Daily Gospel Reflection – Monday of the Eighteenth Week in Ordinary Time
Bishop Robert Barron
August 7, 2023
Monday of the Eighteenth Week in Ordinary Time
Gospel: Mt 14:13-21
When Jesus heard of the death of John the Baptist,
he withdrew in a boat to a deserted place by himself.
The crowds heard of this and followed him on foot from their towns.
When he disembarked and saw the vast crowd,
his heart was moved with pity for them, and he cured their sick.
When it was evening, the disciples approached him and said,
"This is a deserted place and it is already late;
dismiss the crowds so that they can go to the villages
and buy food for themselves."
He said to them, "There is no need for them to go away;
give them some food yourselves."
But they said to him,
"Five loaves and two fish are all we have here."
Then he said, "Bring them here to me,"
and he ordered the crowds to sit down on the grass.
Taking the five loaves and the two fish, and looking up to heaven,
he said the blessing, broke the loaves,
and gave them to the disciples,
who in turn gave them to the crowds.
They all ate and were satisfied,
and they picked up the fragments left over–
twelve wicker baskets full.
Those who ate were about five thousand men,
not counting women and children.
*United States Conference of Catholic
Bishop Robert Barron
Friends, in today’s Gospel, we see Jesus’ miracle of feeding the five thousand. Jesus went up on a mountain and sat down with his disciples. In Scripture, mountains are places of encounter, where God comes down and men and women go up.
The disciples want to dismiss the hungry crowd, but Jesus says, “There is no need for them to go away; give them some food yourselves.” Jesus is interested not only in instructing the crowds but in feeding them as well. The disciples bring forth a poor pittance—five barley loaves and two fish—and observe that this is woefully inadequate for so many. But Jesus presses forward, taking, giving thanks, and having the disciples distribute the bread. And everyone is fed.

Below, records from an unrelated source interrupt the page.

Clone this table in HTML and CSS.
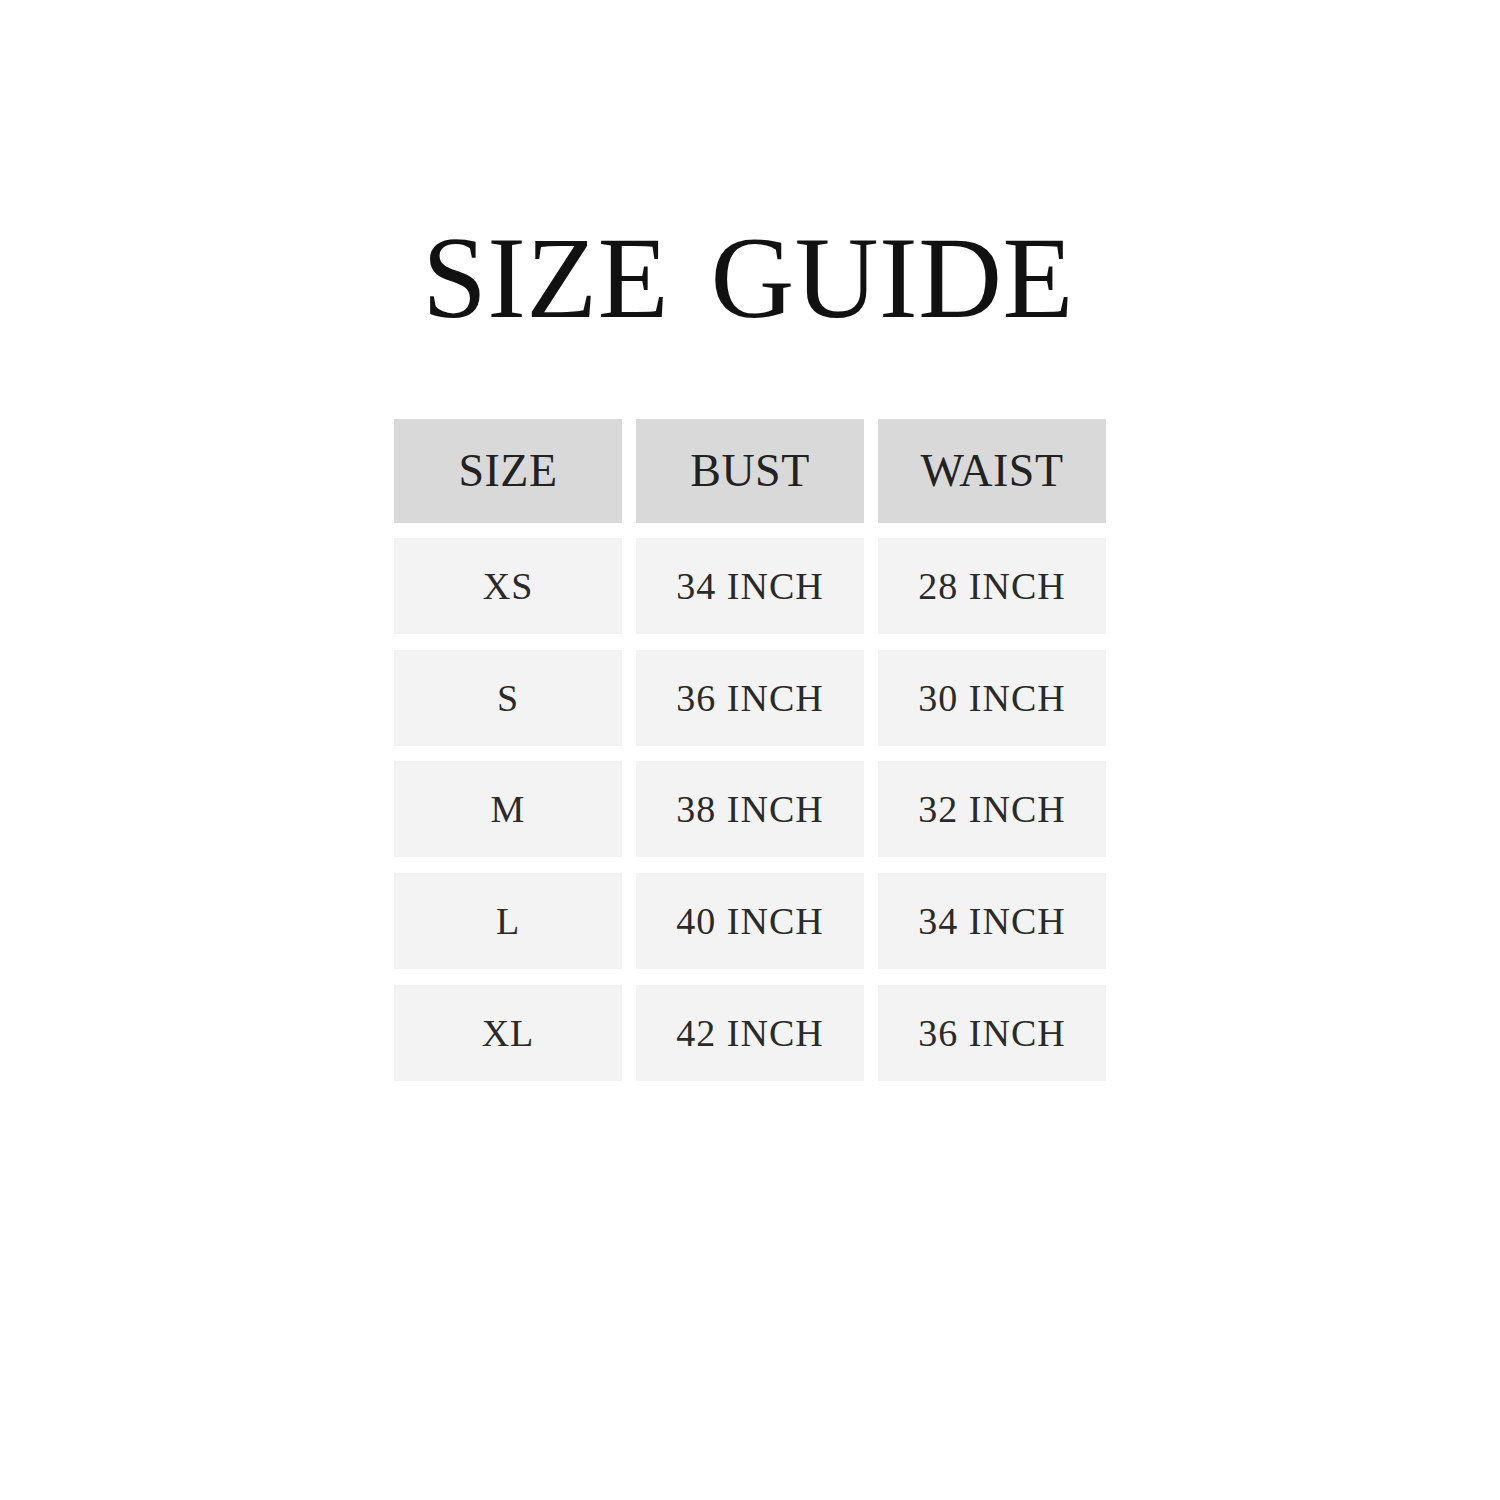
FILE: index.html
```html
<!DOCTYPE html>
<html lang="en">
<head>
<meta charset="utf-8">
<title>Size Guide</title>
<link rel="stylesheet" href="styles.css">
</head>
<body>
<main class="page">
  <h1 class="title">SIZE GUIDE</h1>
  <div class="chart">
    <div class="cell head">SIZE</div>
    <div class="cell head">BUST</div>
    <div class="cell head">WAIST</div>

    <div class="cell">XS</div>
    <div class="cell">34 INCH</div>
    <div class="cell">28 INCH</div>

    <div class="cell">S</div>
    <div class="cell">36 INCH</div>
    <div class="cell">30 INCH</div>

    <div class="cell">M</div>
    <div class="cell">38 INCH</div>
    <div class="cell">32 INCH</div>

    <div class="cell">L</div>
    <div class="cell">40 INCH</div>
    <div class="cell">34 INCH</div>

    <div class="cell">XL</div>
    <div class="cell">42 INCH</div>
    <div class="cell">36 INCH</div>
  </div>
</main>
</body>
</html>
```

FILE: styles.css
```css
html, body {
  margin: 0;
  padding: 0;
  background: #ffffff;
}

.page {
  width: 1500px;
  height: 1500px;
  display: flex;
  flex-direction: column;
  align-items: center;
  padding-top: 220px;
  box-sizing: border-box;
  font-family: "Liberation Serif", "DejaVu Serif", serif;
}

.title {
  margin: 0 4px 0 0;
  font-size: 116px;
  font-weight: normal;
  line-height: 1;
  color: #111111;
  letter-spacing: 0.5px;
  word-spacing: 12px;
}

.chart {
  margin-top: 83px;
  display: grid;
  grid-template-columns: repeat(3, 228px);
  grid-template-rows: 103px repeat(5, 96px);
  column-gap: 14px;
  row-gap: 15.75px;
}

.chart .head {
  margin-bottom: -1px;
}

.cell {
  display: flex;
  align-items: center;
  justify-content: center;
  background: #f3f3f3;
  color: #2a2a2a;
  font-size: 38px;
  line-height: 1;
  letter-spacing: 1px;
}

.cell.head {
  background: #d9d9d9;
  font-size: 46px;
  color: #222222;
  letter-spacing: 0.5px;
}
```
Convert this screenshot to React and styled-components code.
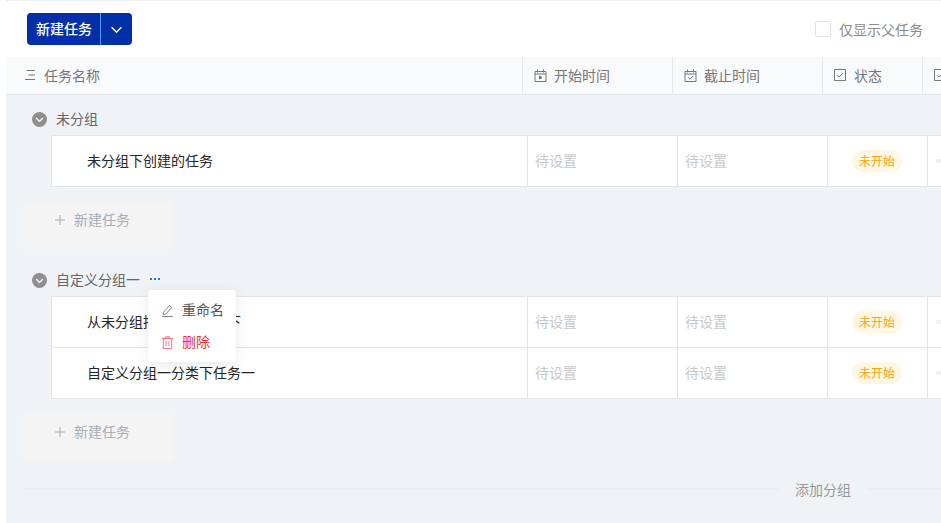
import React from 'react';
import styled, { createGlobalStyle } from 'styled-components';

const GlobalStyle = createGlobalStyle`
  html, body {
    margin: 0;
    padding: 0;
    background: #fff;
  }
  body {
    font-family: "Noto Sans CJK SC", "Liberation Sans", sans-serif;
    font-size: 14px;
    line-height: 20px;
  }
  * { box-sizing: border-box; }
`;

const Page = styled.div`
  width: 941px;
  height: 523px;
  padding-left: 6px;
  overflow: hidden;
  background: #fff;
`;

const Toolbar = styled.div`
  height: 57px;
  padding: 12px 18px 0 21px;
  display: flex;
  justify-content: space-between;
  border-top: 1px solid #eef0f4;
`;

const SplitButton = styled.div`
  width: 105px;
  height: 32px;
  display: flex;
  align-items: stretch;
  background: #002fa7;
  border-radius: 4px;
  color: #fff;
`;

const SplitLabel = styled.div`
  width: 74px;
  padding-left: 1px;
  line-height: 31px;
  text-align: center;
  font-size: 14px;
  font-weight: 500;
  border-right: 1px solid #4aa0ff;
`;

const SplitArrow = styled.div`
  flex: 1;
  display: flex;
  align-items: center;
  justify-content: center;
`;

const ParentOnly = styled.label`
  display: flex;
  align-items: center;
  gap: 8px;
  height: 32px;
  color: #8c8c8c;
`;

const CheckBox = styled.span`
  width: 16px;
  height: 16px;
  border: 1px solid #e2e2e2;
  border-radius: 2px;
  background: #fff;
`;

const HeaderRow = styled.div`
  height: 38px;
  display: grid;
  grid-template-columns: 517px 150px 150px 100px 1fr;
  background: #f9fafc;
  border-bottom: 1px solid #e2e4e7;
`;

const HeaderCell = styled.div`
  display: flex;
  align-items: center;
  gap: ${(p) => p.$gap || 7}px;
  padding-left: ${(p) => p.$inset}px;
  padding-bottom: 1px;
  color: #777;
  white-space: nowrap;
  overflow: hidden;
  border-right: ${(p) => (p.$last ? 'none' : '1px solid #e6e8eb')};
  svg { flex: none; }
`;

const Board = styled.div`
  height: 428px;
  padding: 8px 0 0 18px;
  background: #f0f3f6;
`;

const Group = styled.section`
  margin-bottom: ${(p) => p.$gap}px;
`;

const GroupTitle = styled.div`
  position: relative;
  height: 32px;
  padding: 0 0 2px 8px;
  display: flex;
  align-items: center;
  gap: 9px;
  color: #666;
`;

const Collapse = styled.span`
  width: 15px;
  height: 15px;
  margin-top: 2px;
  border-radius: 50%;
  background: #8f8f8f;
  display: flex;
  align-items: center;
  justify-content: center;
`;

const MoreDots = styled.span`
  margin-left: 1px;
  display: flex;
  gap: 2px;
`;

const Dot = styled.i`
  width: 2px;
  height: 2px;
  background: #2f6fe0;
`;

const Popover = styled.div`
  position: absolute;
  top: 26px;
  left: 124px;
  z-index: 2;
  width: 88px;
  height: 72px;
  padding: 4px 0;
  background: #fff;
  border-radius: 3px;
  box-shadow: 0 3px 14px rgba(0, 0, 0, 0.09);
`;

const PopoverItem = styled.div`
  height: 32px;
  padding: 0 0 2px 13px;
  display: flex;
  align-items: center;
  gap: 8px;
  color: ${(p) => (p.$danger ? '#f4333c' : '#555')};
  svg { margin-top: 2px; }
`;

const TaskTable = styled.div`
  margin-left: 27px;
  border: 1px solid #e4e5e7;
  border-right: none;
  background: #fff;
`;

const TaskRow = styled.div`
  height: ${(p) => p.$height}px;
  display: grid;
  grid-template-columns: 476px 150px 150px 100px 1fr;
  border-top: ${(p) => (p.$first ? 'none' : '1px solid #e4e5e7')};
`;

const NameCell = styled.div`
  display: flex;
  align-items: center;
  padding-left: 35px;
  padding-bottom: 2px;
  color: #262626;
  white-space: nowrap;
  border-right: 1px solid #e4e5e7;
`;

const DateCell = styled.div`
  display: flex;
  align-items: center;
  padding-left: 7px;
  padding-bottom: 2px;
  color: #c8c8c8;
  border-right: 1px solid #e4e5e7;
`;

const StatusCell = styled.div`
  display: flex;
  align-items: center;
  justify-content: center;
  padding-right: 2px;
  border-right: 1px solid #e4e5e7;
`;

const StatusTag = styled.span`
  width: 50px;
  height: 22px;
  line-height: 21px;
  padding-left: 1px;
  text-align: center;
  font-size: 12px;
  color: #f9a30f;
  background: #fff7e4;
  border-radius: 11px;
`;

const ExtraCell = styled.div`
  display: flex;
  align-items: center;
  padding-left: 8px;
`;

const ExtraDash = styled.i`
  width: 6px;
  height: 4px;
  border-radius: 2px;
  background: #f0f0f0;
`;

const AddTask = styled.div`
  width: 150px;
  height: 47px;
  margin: 15px 0 0 -1px;
  padding: 7px 0 0 31px;
  display: flex;
  align-items: flex-start;
  gap: 8px;
  background: #f4f4f5;
  color: #a9adb5;
  svg { margin-top: 5px; }
`;

const AddGroup = styled.div`
  display: flex;
  align-items: center;
  gap: 16px;
  height: 20px;
  line-height: 18px;
  color: #999;
  white-space: nowrap;
`;

const AddGroupLine = styled.span`
  flex: none;
  height: 2px;
  background: #ebeef1;
  width: ${(p) => p.$width}px;
`;

const Chevron = ({ size, color, width }) => (
  <svg width={size} height={size} viewBox="0 0 12 12" fill="none" stroke={color} strokeWidth={width}>
    <path d="M1.5 4 L6 8.5 L10.5 4" />
  </svg>
);

const ListIcon = () => (
  <svg width="12" height="12" viewBox="0 0 12 12" fill="none" stroke="#777" strokeWidth="1">
    <path d="M2.5 1.5 H11 M4.5 6 H11 M1 10.5 H11" />
  </svg>
);

const CalendarIcon = ({ kind }) => (
  <svg width="13" height="13" viewBox="0 0 13 13" fill="none" stroke="#777" strokeWidth="1">
    <path d="M1 2.5 H12 V12.5 H1 Z M1 5 H12 M3.5 0.5 V3.5 M9.5 0.5 V3.5" />
    {kind === 'start'
      ? <path d="M5.5 7 L8 8.5 L5.5 10 Z" fill="#777" />
      : <path d="M4.2 8.5 L6 10.2 L9 7" />}
  </svg>
);

const CheckIcon = () => (
  <svg width="12" height="12" viewBox="0 0 12 12" fill="none" stroke="#777" strokeWidth="1">
    <path d="M0.5 0.5 H11.5 V11.5 H0.5 Z M3.2 6 L5.2 8 L8.8 4.2" />
  </svg>
);

const PenIcon = () => (
  <svg width="13" height="13" viewBox="0 0 13 13" fill="none" stroke="#888" strokeWidth="1">
    <path d="M2.5 8.2 L8.5 1.5 L10.7 3.5 L4.6 10.2 L2 10.8 Z M1 12.5 H12" />
  </svg>
);

const TrashIcon = () => (
  <svg width="13" height="13" viewBox="0 0 13 13" fill="none" stroke="#f5717c" strokeWidth="1">
    <path d="M1 2.5 H12 M4.5 2.5 V0.8 H8.5 V2.5 M2.3 2.5 V12.4 H10.7 V2.5 M5 5 V10 M8 5 V10" />
  </svg>
);

const PlusIcon = () => (
  <svg width="12" height="12" viewBox="0 0 12 12" fill="none" stroke="#a9adb5" strokeWidth="1">
    <path d="M6 1 V11 M1 6 H11" />
  </svg>
);

function Task({ name, first, height }) {
  return (
    <TaskRow $first={first} $height={height}>
      <NameCell>{name}</NameCell>
      <DateCell>待设置</DateCell>
      <DateCell>待设置</DateCell>
      <StatusCell><StatusTag>未开始</StatusTag></StatusCell>
      <ExtraCell><ExtraDash /></ExtraCell>
    </TaskRow>
  );
}

export default function App() {
  return (
    <Page>
      <GlobalStyle />
      <Toolbar>
        <SplitButton>
          <SplitLabel>新建任务</SplitLabel>
          <SplitArrow><Chevron size={13} color="#fff" width={1.4} /></SplitArrow>
        </SplitButton>
        <ParentOnly><CheckBox />仅显示父任务</ParentOnly>
      </Toolbar>
      <HeaderRow>
        <HeaderCell $inset={18} $gap={8}><ListIcon />任务名称</HeaderCell>
        <HeaderCell $inset={11}><CalendarIcon kind="start" />开始时间</HeaderCell>
        <HeaderCell $inset={11}><CalendarIcon kind="end" />截止时间</HeaderCell>
        <HeaderCell $inset={11} $gap={8}><CheckIcon />状态</HeaderCell>
        <HeaderCell $inset={11} $last><CheckIcon /></HeaderCell>
      </HeaderRow>
      <Board>
        <Group $gap={15}>
          <GroupTitle>
            <Collapse><Chevron size={9} color="#fff" width={1.6} /></Collapse>
            未分组
          </GroupTitle>
          <TaskTable>
            <Task name="未分组下创建的任务" first height={50} />
          </TaskTable>
          <AddTask><PlusIcon />新建任务</AddTask>
        </Group>
        <Group $gap={18}>
          <GroupTitle>
            <Collapse><Chevron size={9} color="#fff" width={1.6} /></Collapse>
            自定义分组一
            <MoreDots><Dot /><Dot /><Dot /></MoreDots>
            <Popover>
              <PopoverItem><PenIcon />重命名</PopoverItem>
              <PopoverItem $danger><TrashIcon />删除</PopoverItem>
            </Popover>
          </GroupTitle>
          <TaskTable>
            <Task name="从未分组拖拽到本分组下" first height={50} />
            <Task name="自定义分组一分类下任务一" height={51} />
          </TaskTable>
          <AddTask><PlusIcon />新建任务</AddTask>
        </Group>
        <AddGroup>
          <AddGroupLine $width={755} />
          添加分组
          <AddGroupLine $width={90} />
        </AddGroup>
      </Board>
    </Page>
  );
}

A significant theological principle is in play here: God has no need vis-à-vis the world that he has made. Precisely because he stands to gain nothing from the world, whatever is given to him breaks against the rock of the divine self-sufficiency and redounds to the benefit of the giver. From this principle follows as a corollary what St. John Paul II called the law of the gift—namely, that one’s being increases in the measure that one gives oneself away.